DARPA provided all teams access to the DRC Simulator, developed by the Open Source Robotics Foundation (OSRF). "This simulator runs in real time and does sophisticated tasks," Pratt said.
"This is the first time we're able to run a robot at tasks in a simulated environment," he said. The teams were required to develop software that would direct the virtual robot through the tasks. The performance characteristics of the virtual robot were based on the real-world performance capabilities of the Atlas robot, built by Boston Dynamics and modeled on its Petman humanoid robot platform.
Brian Gerkey, CEO of OSRF, said the simulation software platform aims to recreate as closely as possible the physics of the real world so that the software developed by the winning teams during the VRC can then be used in the next round of competition, when all the teams will be given a real robot to complete additional tasks.
"The software should transfer to a robot in the physical environment and translate into similar [performance]," Gerkey said. "So those who do well in the virtual challenge should be able to run their software almost unchanged on the physical robot."
The original plan was for the 26 qualifying teams in the VRC, drawn from eight countries, to compete for one of six slots in the next round of competition, where they would be provided their own Atlas robot and compete against other teams who are building their own robots.

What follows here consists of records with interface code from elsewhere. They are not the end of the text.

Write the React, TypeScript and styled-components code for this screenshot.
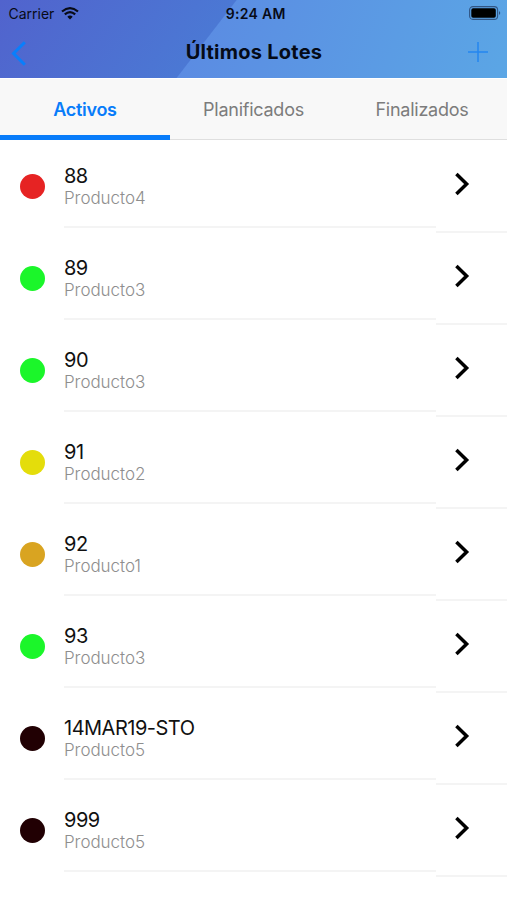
import React from "react";
import styled, { createGlobalStyle } from "styled-components";

const GlobalStyle = createGlobalStyle`
  * { box-sizing: border-box; }
  body { margin: 0; background: #fff; font-family: Inter, "Liberation Sans", sans-serif; }
  button { font-family: inherit; border: 0; padding: 0; background: none; }
`;

const Screen = styled.main`
  width: 507px;
  height: 900px;
  overflow: hidden;
  background: #fff;
`;

const Header = styled.header`
  height: 78px;
  background:
    linear-gradient(127.6deg, #5163cd 0, #4b78d4 187px, transparent 188px),
    linear-gradient(110deg, #5b88e2 30%, #5ba6e5 100%);
`;

const StatusBar = styled.div`
  height: 27px;
  display: grid;
  grid-template-columns: 1fr auto 1fr;
  align-items: center;
  padding: 0 6px 0 8.5px;
  color: #080b16;
`;

const Carrier = styled.div`
  display: flex;
  align-items: center;
  gap: 7px;
  font-size: 14px;
  line-height: 27px;
`;

const Clock = styled.time`
  padding-left: 2px;
  font-size: 14px;
  font-weight: 600;
  line-height: 27px;
  letter-spacing: 0.3px;
`;

const Battery = styled.svg`
  justify-self: end;
  margin-bottom: 1px;
`;

const NavBar = styled.div`
  height: 50px;
  display: grid;
  grid-template-columns: 40px 1fr 40px;
  align-items: center;
  padding: 0 19px;
`;

const NavButton = styled.button<{ $end?: boolean }>`
  display: flex;
  justify-self: ${(p) => (p.$end ? "end" : "start")};
  margin-left: ${(p) => (p.$end ? 0 : -9)}px;
  margin-top: ${(p) => (p.$end ? 0 : 2)}px;
`;

const Title = styled.h1`
  margin: 0;
  padding-left: 1px;
  text-align: center;
  font-size: 20px;
  line-height: 24px;
  font-weight: 700;
  letter-spacing: 0.25px;
  color: #050b17;
`;

const Tabs = styled.nav`
  display: grid;
  grid-template-columns: 170px 167px 170px;
  height: 62px;
  border-top: 1px solid #fff;
  background: #f8f8f8;
`;

const Tab = styled.button<{ $active?: boolean }>`
  padding-top: ${(p) => (p.$active ? 5 : 1)}px;
  border-bottom: ${(p) => (p.$active ? "5px solid #087cfa" : "1px solid #dfdfdf")};
  color: ${(p) => (p.$active ? "#087cfa" : "#7c7c7c")};
  font-size: 18px;
  font-weight: ${(p) => (p.$active ? 600 : 400)};
  letter-spacing: ${(p) => (p.$active ? -0.3 : -0.25)}px;
`;

const Row = styled.li`
  display: grid;
  grid-template-columns: 64px 372px 71px;
  height: 92px;
`;

const Dot = styled.span<{ $color: string }>`
  width: 25px;
  height: 25px;
  margin: 33.5px 0 0 20.3px;
  border-radius: 50%;
  background: ${(p) => p.$color};
`;

const List = styled.ul`
  list-style: none;
  margin: 0;
  padding: 0;
`;

const Details = styled.div`
  height: 88px;
  padding-top: 24px;
  border-bottom: 2px solid #f4f4f4;
`;

const Lot = styled.div`
  font-size: 20px;
  line-height: 24px;
  letter-spacing: -0.5px;
  color: #111;
`;

const Product = styled.div`
  font-size: 17px;
  line-height: 20px;
  font-weight: 300;
  letter-spacing: -0.05px;
  color: #8e8e8e;
`;

const OpenButton = styled.button`
  display: flex;
  height: 93px;
  padding: 32px 0 0 18px;
  border-bottom: 2px solid #f4f4f4;
`;

const lots = [
  { id: "88", product: "Producto4", color: "#e62323" },
  { id: "89", product: "Producto3", color: "#1bf62a" },
  { id: "90", product: "Producto3", color: "#1bf62a" },
  { id: "91", product: "Producto2", color: "#e4dd0b" },
  { id: "92", product: "Producto1", color: "#d9a421" },
  { id: "93", product: "Producto3", color: "#1bf62a" },
  { id: "14MAR19-STO", product: "Producto5", color: "#210003" },
  { id: "999", product: "Producto5", color: "#210003" },
];

export default function App() {
  return (
    <Screen>
      <GlobalStyle />
      <Header>
        <StatusBar>
          <Carrier>
            Carrier
            <svg width="18" height="13" viewBox="0 0 18 13" fill="none" stroke="#080b16" strokeWidth="2.2">
              <path d="M1 4.5Q9-2.2 17 4.5M3.8 7.4Q9 2.9 14.2 7.4" />
              <path d="M6.3 9.7Q9 7.3 11.7 9.7L9 12.4Z" fill="#080b16" stroke="none" />
            </svg>
          </Carrier>
          <Clock>9:24 AM</Clock>
          <Battery width="32" height="14" viewBox="0 0 32 14">
            <rect x=".6" y=".6" width="28" height="12.8" rx="3.4" fill="none" stroke="#315584" strokeWidth="1.1" />
            <rect x="2.3" y="2.2" width="24.5" height="9.6" rx="1.8" fill="#000" />
            <path d="M30 5Q32.5 7 30 9Z" fill="#315584" />
          </Battery>
        </StatusBar>
        <NavBar>
          <NavButton aria-label="Volver">
            <svg width="18" height="27" viewBox="0 0 18 27" fill="none" stroke="#087ffc" strokeWidth="3">
              <path d="M14.8 2.2L3.5 13.5 14.8 24.8" />
            </svg>
          </NavButton>
          <Title>Últimos Lotes</Title>
          <NavButton $end aria-label="Añadir">
            <svg width="20" height="20" viewBox="0 0 20 20" stroke="#2586ef" strokeWidth="1.5">
              <path d="M10 0V20M0 10H20" />
            </svg>
          </NavButton>
        </NavBar>
      </Header>
      <Tabs>
        <Tab $active>Activos</Tab>
        <Tab>Planificados</Tab>
        <Tab>Finalizados</Tab>
      </Tabs>
      <List>
        {lots.map((lot) => (
          <Row key={lot.id}>
            <Dot $color={lot.color} />
            <Details>
              <Lot>{lot.id}</Lot>
              <Product>{lot.product}</Product>
            </Details>
            <OpenButton aria-label={`Abrir ${lot.id}`}>
              <svg width="16" height="24" viewBox="0 0 16 24" fill="none" stroke="#000" strokeWidth="3.5">
                <path d="M2.4 2L12.6 12 2.4 22" />
              </svg>
            </OpenButton>
          </Row>
        ))}
      </List>
    </Screen>
  );
}
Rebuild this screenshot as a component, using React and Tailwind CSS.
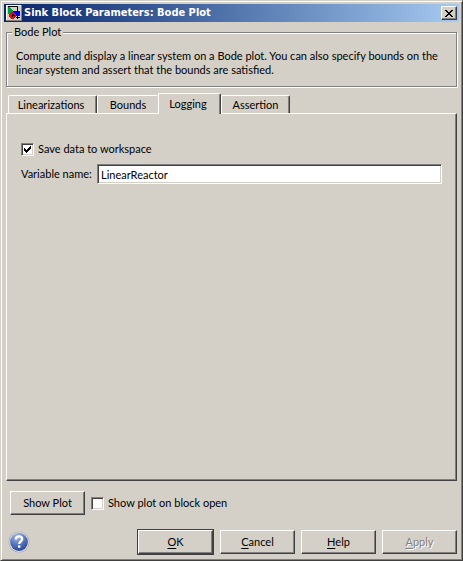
import React, { useState } from "react";

const raised =
  "border border-t-white border-l-white border-r-[#404040] border-b-[#404040] shadow-[inset_-1px_-1px_0_#808080]";

function BlockIcon() {
  return (
    <svg width="16" height="16" viewBox="0 0 16 16" shapeRendering="crispEdges" aria-hidden="true">
      <rect width="16" height="16" fill="#d4d0c8" />
      <path d="M0 0H15V1H1V15H0Z" fill="#fff" />
      <path d="M15 0H16V16H0V15H15Z" fill="#808080" />
      <path d="M2 1H3V2H4V3H5V4H6V5H7V9H2Z" fill="#00a040" />
      <path d="M7 6H14V11H7Z" fill="#0000ff" />
      <path d="M5 7H8V8H9V9H10V12H9V13H8V14H5V13H4V12H3V9H4V8H5Z" fill="#ff0000" />
      <path d="M2 1H12V12H14V13H12V14H11V13H10V12H11V2H2Z" fill="#000" />
      <path d="M6 9H8V10H9V11H7V12H6Z" fill="#000" />
    </svg>
  );
}

function HelpIcon() {
  return (
    <svg width="22" height="22" viewBox="0 0 22 22" aria-hidden="true">
      <defs>
        <radialGradient id="ball" cx="0.4" cy="0.2" r="0.85">
          <stop offset="0" stopColor="#a9bce6" />
          <stop offset="0.5" stopColor="#5d7ac0" />
          <stop offset="1" stopColor="#24418e" />
        </radialGradient>
      </defs>
      <circle cx="11" cy="11" r="10.5" fill="#aaa9aa" />
      <circle cx="11" cy="11" r="9.9" fill="#d9dbe4" />
      <circle cx="11" cy="11" r="8.9" fill="url(#ball)" />
      <path d="M7.9 8.4C7.9 6.4 9.1 5.3 11 5.3S14.2 6.4 14.2 8.1C14.2 10.3 11.2 10.3 11.2 13" fill="none" stroke="#fff" strokeWidth="2.3" />
      <rect x="10" y="14.4" width="2.4" height="2.3" fill="#fff" />
    </svg>
  );
}

function Tab({ label, active, onClick, className }) {
  return (
    <button
      type="button"
      role="tab"
      aria-selected={active}
      onClick={onClick}
      className={
        "rounded-t-[2px] border border-b-0 border-t-white border-l-white border-r-[#404040] bg-[#d4d0c8] text-center " +
        (active ? "relative -mb-px h-[21px] shadow-[inset_-1px_0_0_#808080] " : "h-[18px] ") +
        className
      }
    >
      {label}
    </button>
  );
}

function Check({ id, label, checked, onChange }) {
  return (
    <div className="flex items-center gap-1">
      <span className="grid h-[13px] w-[13px]">
        <input
          id={id}
          type="checkbox"
          checked={checked}
          onChange={onChange}
          className="col-start-1 row-start-1 h-[13px] w-[13px] appearance-none border border-t-[#808080] border-l-[#808080] border-r-white border-b-white bg-white shadow-[inset_1px_1px_0_#404040,inset_-1px_-1px_0_#d4d0c8]"
        />
        {checked && (
          <svg width="13" height="13" viewBox="0 0 13 13" shapeRendering="crispEdges" className="pointer-events-none col-start-1 row-start-1" aria-hidden="true">
            <path d="M3 5h1v1h1v1h1v-1h1v-1h1v-1h1v-1h1v3h-1v1h-1v1h-1v1h-1v1h-1v-1h-1v-1h-1z" fill="#000" />
          </svg>
        )}
      </span>
      <label htmlFor={id}>{label}</label>
    </div>
  );
}

function ActionButton({ letter, rest, className }) {
  return (
    <button type="button" className={"h-6 w-[75px] text-center " + raised + " " + (className || "")}>
      <span className="underline underline-offset-2">{letter}</span>
      {rest}
    </button>
  );
}

export default function App() {
  const [tab, setTab] = useState("Logging");
  const [save, setSave] = useState(true);
  const [show, setShow] = useState(false);
  const [name, setName] = useState("LinearReactor");
  return (
    <main className="flex min-h-screen flex-col border border-t-[#d4d0c8] border-l-[#d4d0c8] border-r-[#404040] border-b-[#404040] bg-[#d4d0c8] px-[3px] pt-[3px] pb-[5px] font-['Lato','Noto_Sans',sans-serif] text-[11px] leading-[14px] text-black shadow-[inset_1px_1px_0_#fff,inset_-1px_-1px_0_#808080]">
      <header className="flex h-[18px] items-center gap-0.5 bg-linear-to-r from-[#0a246a] to-[#a6caf0] px-0.5">
        <BlockIcon />
        <h1 className="flex-1 font-['DejaVu_Sans_Condensed','DejaVu_Sans',sans-serif] font-bold text-white">Sink Block Parameters: Bode Plot</h1>
        <button type="button" aria-label="Close" className={"flex h-[14px] w-4 items-center justify-center bg-[#d4d0c8] " + raised}>
          <svg width="8" height="7" viewBox="0 0 8 7" shapeRendering="crispEdges" aria-hidden="true">
            <path d="M0 0h2v1h1v1h2v-1h1v-1h2v1h-1v1h-1v1h-1v1h1v1h1v1h1v1h-2v-1h-1v-1h-2v1h-1v1h-2v-1h1v-1h1v-1h1v-1h-1v-1h-1v-1h-1z" fill="#000" />
          </svg>
        </button>
      </header>

      <fieldset className="mx-0.5 mt-[3px] h-[62px] border border-[#808080] px-[9px] shadow-[inset_1px_1px_0_#fff,1px_1px_0_#fff]">
        <legend className="-ml-1 bg-[#d4d0c8] px-0.5">Bode Plot</legend>
        <p className="pt-[10px]">
          Compute and display a linear system on a Bode plot. You can also specify bounds on the linear system and assert that the bounds are satisfied.
        </p>
      </fieldset>

      <div role="tablist" className="mx-0.5 mt-[6px] flex items-end pl-0.5">
        <Tab label="Linearizations" active={tab === "Linearizations"} onClick={() => setTab("Linearizations")} className="w-[89px] pr-[3px] shadow-[inset_-1px_0_0_#808080]" />
        <Tab label="Bounds" active={tab === "Bounds"} onClick={() => setTab("Bounds")} className="w-[61px] border-r-0" />
        <Tab label="Logging" active={tab === "Logging"} onClick={() => setTab("Logging")} className="w-[63px] pr-[3px]" />
        <Tab label="Assertion" active={tab === "Assertion"} onClick={() => setTab("Assertion")} className="w-[69px] shadow-[inset_-1px_0_0_#808080]" />
      </div>

      <section role="tabpanel" className={"mx-0.5 flex-1 px-[14px] pt-7 " + raised}>
        <Check id="save" label="Save data to workspace" checked={save} onChange={() => setSave(!save)} />
        <div className="mt-2 flex items-center gap-[6px]">
          <label htmlFor="variable" className="w-[70px] whitespace-nowrap">Variable name:</label>
          <input
            id="variable"
            value={name}
            onChange={(e) => setName(e.target.value)}
            className="h-5 min-w-0 flex-1 border border-t-[#808080] border-l-[#808080] border-r-white border-b-white bg-white px-[3px] shadow-[inset_1px_1px_0_#404040,inset_-1px_-1px_0_#d4d0c8] outline-none"
          />
        </div>
      </section>

      <div className="mt-[10px] flex items-center gap-[6px] px-[6px]">
        <button type="button" className={"h-6 w-[75px] " + raised}>Show Plot</button>
        <Check id="show" label="Show plot on block open" checked={show} onChange={() => setShow(!show)} />
      </div>

      <footer className="mt-[14px] flex items-center gap-[6px] pr-0.5 pl-1">
        <button type="button" aria-label="Help topics" className="mr-auto">
          <HelpIcon />
        </button>
        <div className="border border-[#404040]">
          <ActionButton letter="O" rest="K" />
        </div>
        <ActionButton letter="C" rest="ancel" />
        <ActionButton letter="H" rest="elp" />
        <ActionButton letter="A" rest="pply" className="text-[#808080] [text-shadow:1px_1px_0_#fff]" />
      </footer>
    </main>
  );
}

Instead, nine teams were selected to move to the second round of competition, and ultimately seven will compete after some teams elected to join forces. The next round of trials is set for December and will involve physical execution of individual disaster response tasks.
The best-performing teams from the trials will receive funding to prepare for the DRC Finals in December 2014, when their robots will be faced with an "end-to-end" disaster scenario. The team that wins the final event will win a $2 million prize.